Une crise de la gouvernance. Au travers de sa décision unilatérale qui condamne à terme l'Hôtel-Dieu sans aucune information préalable ni concertation, la direction de l'AP-HP, sous les ordres du ministère de la santé, illustre parfaitement cette politique systématique de mépris menée par l'actuel gouvernement. Après les enseignants et les juges, le personnel hospitalier est traité sans aucune considération. A ce titre, en évinçant les élus des commissions de surveillance des hôpitaux, la loi Bachelot avait préalablement scellé la coupure entre la vie citoyenne et la santé publique, interdisant tout regard des citoyens sur leur système de santé, laissant aux techniciens, voire aux technocrates le “soin” de conduire des réformes étrangères aux besoins des populations.

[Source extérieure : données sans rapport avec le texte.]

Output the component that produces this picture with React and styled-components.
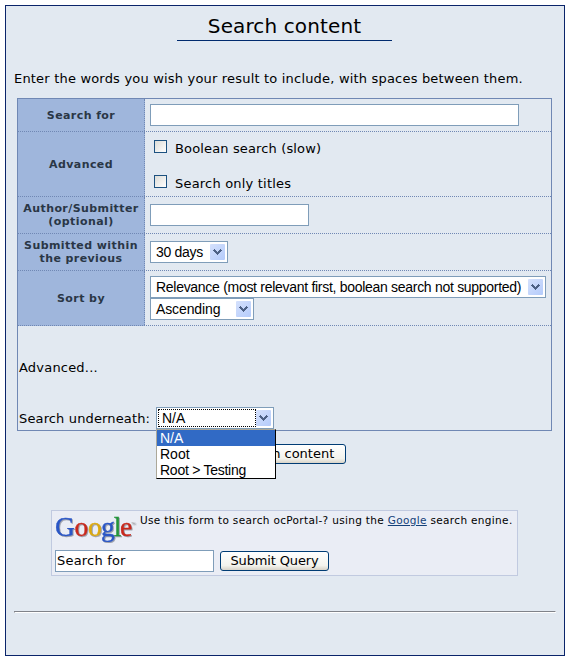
import React from "react";
import styled, { createGlobalStyle } from "styled-components";

const GlobalStyle = createGlobalStyle`
  * { box-sizing: border-box; }
  body {
    margin: 0;
    background: #fff;
    color: #000;
    font: 13px/16px Verdana, "DejaVu Sans", sans-serif;
  }
`;

const Frame = styled.main`
  width: 560px;
  height: 651px;
  margin: 5px 0 0 5px;
  padding: 0 8px;
  border: 1px solid #0a246a;
  background: #e2e9f1;
  overflow: hidden;
`;

const Title = styled.h1`
  width: 215px;
  height: 35px;
  margin: 0 0 0 163px;
  padding-top: 8px;
  border-bottom: 1px solid #002a6e;
  font-size: 20px;
  font-weight: normal;
  line-height: 24px;
  letter-spacing: 0.12px;
  text-align: center;
  white-space: nowrap;
`;

const Text = styled.span`
  letter-spacing: ${(p) => p.$track || "0"};
  white-space: nowrap;
`;

const Intro = styled.p`
  margin: 30px 0 0;
  letter-spacing: 0.19px;
  white-space: nowrap;
`;

const SearchForm = styled.section`
  width: 535px;
  height: 333px;
  margin: 11px 0 0 3px;
  border: 1px solid #7088b4;
`;

const Row = styled.div`
  display: grid;
  grid-template: 100% / 127px 1fr;
  height: ${(p) => p.$height}px;
  border-bottom: 1px dotted #7088b4;
  background: linear-gradient(#9fb6dc, #9fb6dc) 0 0 / 127px 100% no-repeat border-box;
`;

const Label = styled.div`
  display: flex;
  align-items: center;
  justify-content: center;
  border-right: 1px dotted #7088b4;
  color: #2a3646;
  font-size: 11px;
  font-weight: bold;
  line-height: 13px;
  letter-spacing: 0.42px;
  text-align: center;
  white-space: pre;
`;

const Field = styled.div`
  display: flex;
  flex-direction: column;
  align-items: flex-start;
  padding: ${(p) => p.$top || 5}px 0 0 5px;
`;

const Input = styled.div`
  width: ${(p) => p.$width}px;
  height: 22px;
  padding: 2px 1px;
  border: 1px solid #7f9db9;
  background: #fff;
  letter-spacing: 0.2px;
`;

const CheckRow = styled.label`
  display: flex;
  flex: none;
  align-items: flex-start;
  gap: 8px;
  padding-left: 4px;

  & + & { margin-top: 18px; }
  ${Text} { padding-top: 1px; }
`;

const CheckBox = styled.span`
  width: 13px;
  height: 13px;
  border: 1px solid #1c5180;
  background: linear-gradient(135deg, #dcdcd7, #fff);
`;

const SelectBox = styled.div`
  display: flex;
  align-items: center;
  justify-content: space-between;
  width: ${(p) => p.$width}px;
  height: 22px;
  padding: 2px;
  border: 1px solid #7f9db9;
  background: #fff;
  font: 14px/16px "Liberation Sans", Arial, sans-serif;
`;

const SelectValue = styled.span`
  flex: 1;
  min-width: 0;
  height: 18px;
  margin: -1px 0 -1px -1px;
  padding-left: 3px;
  border: 1px ${(p) => (p.$focused ? "dotted #000" : "solid transparent")};
  letter-spacing: ${(p) => p.$track || "0"};
  white-space: nowrap;
`;

const ArrowBox = styled.span`
  display: grid;
  flex: none;
  place-items: center;
  width: 15px;
  height: 16px;
  border-radius: 1px;
  background: linear-gradient(135deg, #d5e1fc, #b4cbfb);
`;

const Advanced = styled.div`
  padding: 34px 0 0 1px;
`;

const Underneath = styled.div`
  display: flex;
  justify-content: flex-start;
  align-items: flex-start;
  margin-top: 31px;
`;

const UnderneathLabel = styled.span`
  width: 137px;
  padding-top: 4px;
  letter-spacing: 0.14px;
  white-space: nowrap;
`;

const Dropdown = styled.div`
  position: relative;
`;

const Menu = styled.ul`
  position: absolute;
  z-index: 2;
  top: 22px;
  left: 0;
  width: 120px;
  height: 50px;
  margin: 0;
  padding: 0;
  border: 1px solid;
  border-color: #aca899 #000 #000 #aca899;
  background: #fff;
  list-style: none;
`;

const Option = styled.li`
  height: 16px;
  padding-left: 3px;
  background: ${(p) => (p.$selected ? "#316ac5" : "#fff")};
  color: ${(p) => (p.$selected ? "#fff" : "#000")};
  font: 14px/16px "Liberation Sans", Arial, sans-serif;
  letter-spacing: ${(p) => p.$track || "0"};
  white-space: nowrap;
`;

const Actions = styled.div`
  display: flex;
  justify-content: center;
  margin-top: 13px;
`;

const Button = styled.button`
  width: ${(p) => p.$width}px;
  height: 20px;
  padding: 0;
  border: 1px solid #003c74;
  border-radius: 3px;
  background: linear-gradient(#fff, #f3f3ed 75%, #d8d3c8);
  color: #000;
  font: 13px/16px Verdana, "DejaVu Sans", sans-serif;
  letter-spacing: ${(p) => p.$track || "0"};
  white-space: nowrap;
`;

const GooglePanel = styled.section`
  width: 467px;
  height: 66px;
  margin: 46px 0 0 37px;
  padding: 4px 3px 0;
  border: 1px solid #c1cae0;
  background: #eaedf5;
`;

const GoogleTop = styled.div`
  display: flex;
  height: 35px;
`;

const Logo = styled.svg`
  flex: none;
  overflow: visible;
  filter: drop-shadow(1px 1px 0.5px rgba(60, 65, 80, 0.45));
`;

const Note = styled.p`
  margin: -1px 0 0 5px;
  font-size: 10.5px;
  line-height: 12px;
  letter-spacing: 0.335px;
  white-space: nowrap;

  a { color: #144179; }
`;

const QueryRow = styled.div`
  display: flex;
  gap: 6px;

  button { margin-top: 1px; }
`;

const Divider = styled.hr`
  height: 2px;
  margin: 35px 0 0;
  border: 1px solid;
  border-color: #80838a #fff #fff #80838a;
`;

function Select({ width, value, track, focused }) {
  return (
    <SelectBox $width={width}>
      <SelectValue $track={track} $focused={focused}>{value}</SelectValue>
      <ArrowBox>
        <svg width="9" height="6" viewBox="0 0 9 6" shapeRendering="crispEdges" fill="#4d6185">
          <path d="M0 1h1V0h1v1h1v1h1v1h1V2h1V1h1V0h1v1h1v1H8v1H7v1H6v1H5v1H4V5H3V4H2V3H1V2H0z" />
        </svg>
      </ArrowBox>
    </SelectBox>
  );
}

function GoogleLogo() {
  return (
    <Logo width="80" height="32" viewBox="0 0 80 32" fontFamily="Liberation Serif, serif">
      <text y="20.5" fontSize="27.5" strokeWidth="0.4">
        <tspan x="0" fill="#2a56c6" stroke="#2a56c6">G</tspan>
        <tspan x="19.5" fill="#c9281c" stroke="#c9281c">o</tspan>
        <tspan x="33" fill="#dda90d" stroke="#dda90d">o</tspan>
        <tspan x="46" fill="#2a56c6" stroke="#2a56c6">g</tspan>
        <tspan x="58.8" fill="#23953a" stroke="#23953a">l</tspan>
        <tspan x="65" fill="#c9281c" stroke="#c9281c">e</tspan>
      </text>
      <path d="M76.5 7.5h1.5M77.2 7.5v2M78.5 9.5v-2l.7 1 .7-1v2" fill="none" stroke="#999" strokeWidth="0.4" />
    </Logo>
  );
}

export default function App() {
  return (
    <>
      <GlobalStyle />
      <Frame>
        <Title>Search content</Title>
        <Intro>Enter the words you wish your result to include, with spaces between them.</Intro>
        <SearchForm>
          <Row $height={33}>
            <Label>Search for</Label>
            <Field><Input $width={369} /></Field>
          </Row>
          <Row $height={65}>
            <Label>Advanced</Label>
            <Field $top={8}>
              <CheckRow><CheckBox /><Text $track="0.14px">Boolean search (slow)</Text></CheckRow>
              <CheckRow><CheckBox /><Text $track="0.2px">Search only titles</Text></CheckRow>
            </Field>
          </Row>
          <Row $height={37}>
            <Label>{"Author/Submitter\n(optional)"}</Label>
            <Field $top={7}><Input $width={159} /></Field>
          </Row>
          <Row $height={37}>
            <Label>{"Submitted within\nthe previous"}</Label>
            <Field $top={7}><Select width={78} value="30 days" track="-0.3px" /></Field>
          </Row>
          <Row $height={55}>
            <Label>Sort by</Label>
            <Field>
              <Select
                width={396}
                value="Relevance (most relevant first, boolean search not supported)"
                track="-0.29px"
              />
              <Select width={104} value="Ascending" track="-0.12px" />
            </Field>
          </Row>
          <Advanced>
            <Text $track="0.2px">Advanced...</Text>
            <Underneath>
              <UnderneathLabel>Search underneath:</UnderneathLabel>
              <Dropdown>
                <Select width={118} value="N/A" focused />
                <Menu>
                  <Option $selected>N/A</Option>
                  <Option>Root</Option>
                  <Option $track="-0.26px">Root &gt; Testing</Option>
                </Menu>
              </Dropdown>
            </Underneath>
          </Advanced>
        </SearchForm>
        <Actions><Button $width={122}>Search content</Button></Actions>
        <GooglePanel>
          <GoogleTop>
            <GoogleLogo />
            <Note>Use this form to search ocPortal-? using the <a href="#google">Google</a> search engine.</Note>
          </GoogleTop>
          <QueryRow>
            <Input $width={159}>Search for</Input>
            <Button $width={109} $track="-0.15px">Submit Query</Button>
          </QueryRow>
        </GooglePanel>
        <Divider />
      </Frame>
    </>
  );
}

Cette crise n'est pas spécifiquement celle de l'Hôtel-Dieu, car tout un système se trouve menacé. Ce qui affecte aujourd'hui l'Hôtel-Dieu n'est que la déclinaison locale d'une voie ouverte à la privatisation du système de santé. Au sein de l'AP-HP, d'autres hôpitaux sont menacés de fermeture, Tenon dans le XXe arrondissement, Antoine Béclère à Clamart, et de nombreux services partout sur Paris. L'égalité d'accès aux soins prend un mauvais coup. La suite, nous la connaissons, il suffit d'observer certains "exemples" étrangers : faute de pouvoir se faire soigner dans une structure publique près de chez soi, les habitants vont devoir se tourner vers les cliniques et assureurs privés. Bref, se dessine une médecine de confort pour ceux qui ont les moyens, pour les autres la vétusté de l'hôpital public.

L'Hôtel-Dieu, fut récemment promoteur d'une réflexion sur les mutations sanitaires et sociales, porteur d'un projet pour le système de santé de demain, fondé sur les urgences, l'ambulatoire et un hôpital universitaire de santé publique. L'AP- HP, qui voulait en faire "l'hôpital de santé publique de demain", "le symbole de l'innovation et de l'ambition en matière de santé", dixit son ancien directeur général, n'a rien trouvé de mieux à faire que programmer sa fermeture, pour réaliser une opération de spéculation immobilière. Cela illustre parfaitement une société où l'argent est roi, et où l'humain n'est plus au cœur des politiques. Triste avenir pour les générations futures.